2022年3月のCIES Football Observatory(スイスに拠点を置くサッカーの統計分析に特化した研究団体)の報告によれば、この概念についてさらなる調査が行われた。同団体は89カ国の126リーグ、合計1,866チームを分析し、プロとしてキャリアを積んだ監督のうち42.4%が中盤選手だったと結論づけた。

なぜ元中盤選手が監督になるのか

ヨーロッパの主要リーグでは高いボール保持率と短いパスを用いるスタイルが一般的になりつつある。多くの元中盤選手が監督になり、このスタイルに影響を与えているとされる。例として、Xavi、アンドレア・ピルロ、ザビ・アロンソなどが挙げられる。アルテタは、異なるフォーメーションを試みつつも、最終的には3-4-3でFAカップ優勝に導いた。

戦術の一般化

マウリシオ・ポチェッティーノは、高い位置でプレスをかけてバックからのプレイ構築が一般的になってきたと指摘。2019-20シーズンにゴールキックのルールが変わり、バックからのプレイが容易になった。一方で、一部のチームは状況に応じて長いキックも使用している。
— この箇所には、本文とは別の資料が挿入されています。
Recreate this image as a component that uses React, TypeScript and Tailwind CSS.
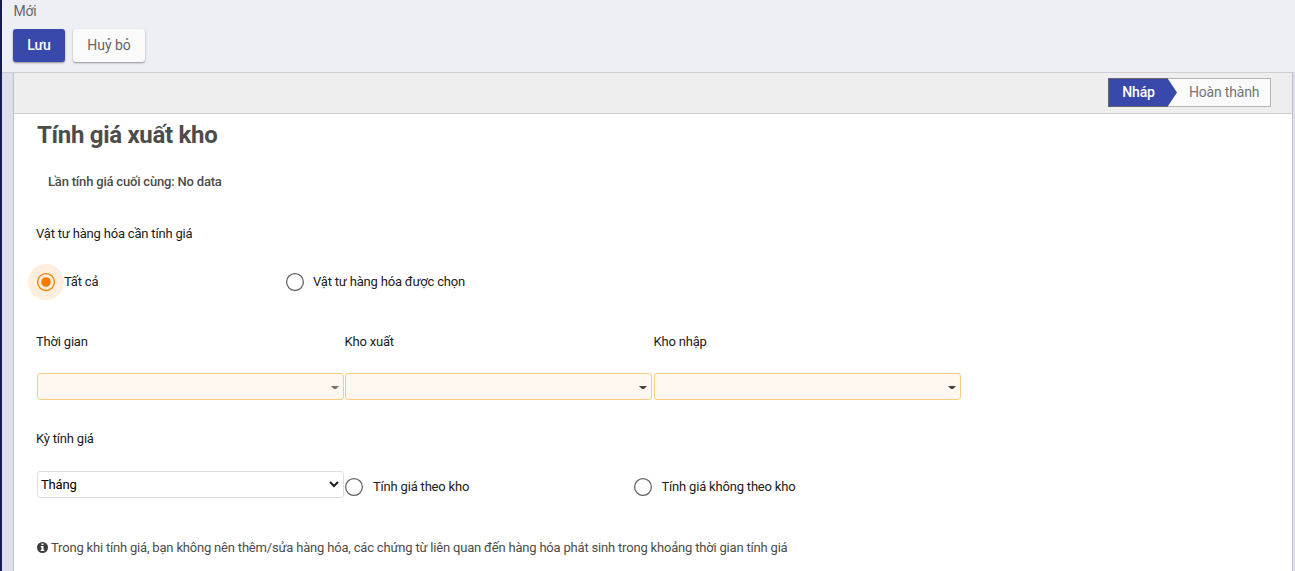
import React from "react";

function Radio({ checked = false }: { checked?: boolean }) {
  return (
    <svg width="36" height="36" viewBox="0 0 36 36" className="shrink-0" fill="none">
      {checked && <circle cx="18" cy="18" r="18" fill="#feeede" />}
      <circle cx="18" cy="18" r="8.4" stroke={checked ? "#f57c00" : "#616161"} strokeWidth="1.25" />
      {checked && <circle cx="18" cy="18" r="4.8" fill="#f57c00" />}
    </svg>
  );
}

function ManyToOne({ light = false }: { light?: boolean }) {
  return (
    <div className="flex h-[27px] w-[307px] shrink-0 items-center justify-end rounded-[3px] border border-[#ffcc80] bg-[#fff8f0] pr-1">
      <svg width="8" height="4" viewBox="0 0 8 4" className="mt-[2px]">
        <path d="M0 0h8L5 3H3z" fill={light ? "#75716b" : "#454340"} />
      </svg>
    </div>
  );
}

export default function App() {
  return (
    <div className="flex h-[571px] w-[1295px] overflow-hidden bg-[#dddfeb] font-['Roboto','Noto_Sans',sans-serif] text-[13px] tracking-[-0.19px] text-[#212121]">
      <div className="w-[2px] shrink-0 bg-[#171b54]" />
      <div className="flex flex-1 flex-col">
        <header className="h-[73px] shrink-0 border-b border-[#cfcfd3] bg-[#eeeff5] pl-[11px]">
          <div className="h-[29px] pl-[0.5px] pt-px text-[14px] leading-[21px] text-[#666]">Mới</div>
          <div className="flex gap-2 text-[14px] tracking-normal">
            <button className="h-[33px] w-[52px] rounded-[3px] bg-[#3949ab] font-medium text-white shadow-[0_1px_2px_rgba(0,0,0,0.4)]">Lưu</button>
            <button className="h-[33px] w-[72px] rounded-[3px] bg-[#fafafa] text-[#666] shadow-[0_1px_2px_rgba(0,0,0,0.4)]">Huỷ bỏ</button>
          </div>
        </header>
        <main className="ml-[11px] mr-[2px] flex flex-1 flex-col border-x border-[#bfc0c9] bg-white">
          <div className="flex h-[41px] shrink-0 justify-end border-b border-[#d0d0d4] bg-[#eeeeee] pr-[21px] pt-[5px]">
            <div className="flex h-[29px] w-[163px] border border-[#b5b5b5] bg-[#fafafa] text-[14px] leading-[27px]">
              <div className="-my-px -ml-px flex w-[60px] items-center justify-center border-y border-l border-[#666] bg-[#3949ab] font-medium text-white">Nháp</div>
              <svg width="9" height="27" viewBox="0 0 9 27" className="shrink-0">
                <path d="M0 0L9 13.5L0 27z" fill="#3949ab" />
              </svg>
              <div className="flex-1 pl-[12px] text-[#757575]">Hoàn thành</div>
            </div>
          </div>
          <div className="flex flex-col pl-[22px]">
            <h1 className="h-[42px] pl-px pt-[4px] text-[24px] font-bold leading-[34px] tracking-[-0.3px] text-[#4c4c4c]">Tính giá xuất kho</h1>
            <div className="h-[52px] pl-[12px] font-medium leading-[52px] text-[#4c4c4c]">Lần tính giá cuối cùng: No data</div>
            <div className="h-[52px] leading-[52px]">Vật tư hàng hóa cần tính giá</div>
            <div className="-ml-2 mt-1 flex h-9 items-center">
              <div className="flex w-[249px] items-center"><Radio checked /><span>Tất cả</span></div>
              <Radio /><span>Vật tư hàng hóa được chọn</span>
            </div>
            <div className="mt-[16px] flex h-[52px] leading-[52px]">
              <div className="w-[308.5px]">Thời gian</div>
              <div className="w-[309px]">Kho xuất</div>
              <div>Kho nhập</div>
            </div>
            <div className="mt-[5px] flex pl-px">
              <ManyToOne light />
              <div className="ml-px flex gap-[2px]"><ManyToOne /><ManyToOne /></div>
            </div>
            <div className="mt-[13px] h-[52px] leading-[52px]">Kỳ tính giá</div>
            <div className="mt-[4px] flex h-[36px] pl-px">
              <div className="mt-[2px] flex h-[27px] w-[307px] items-center justify-between rounded-[3px] border border-[#dedede] pl-[3px] pr-[4px] text-black">
                <span>Tháng</span>
                <svg width="10" height="7" viewBox="0 0 10 7" fill="none">
                  <path d="M1 1l4 4 4-4" stroke="#1c1c1c" strokeWidth="2" />
                </svg>
              </div>
              <div className="-ml-2 flex w-[289px] items-center"><Radio /><span className="ml-[1px]">Tính giá theo kho</span></div>
              <div className="flex items-center"><Radio /><span className="ml-[0.5px]">Tính giá không theo kho</span></div>
            </div>
            <div className="mt-[17px] flex h-[52px] items-center gap-[3px] pl-px text-[#4c4c4c]">
              <svg width="11" height="11" viewBox="0 0 11 11" className="-mt-px">
                <circle cx="5.5" cy="5.5" r="5.5" fill="#3c3c3c" />
                <path d="M4.500 1.500h2v1.500h-2zM3.700 4h2.800v3.700h.8V9H3.700V7.700h.8V5.300h-.8z" fill="white" />
              </svg>
              <span className="whitespace-nowrap">Trong khi tính giá, bạn không nên thêm/sửa hàng hóa, các chứng từ liên quan đến hàng hóa phát sinh trong khoảng thời gian tính giá</span>
            </div>
          </div>
        </main>
      </div>
    </div>
  );
}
これらの要素が中盤選手にとって有利なのは、中盤選手が攻撃と守備の両方で重要な役割を果たし、ゲームの全体像を把握しているからだ。その経験が戦術的な洞察や選手管理に生かされることが多い。

総括

最終的に、中盤選手が監督になる際の有利な点は、単にフィールド上でボールを動かすだけでなく、フィールド外で人々を動かす力にも繋がっているようだ。試合の"中心"である経験は、指導者としてもその"中心"に立つ力を与えているのかもしれない。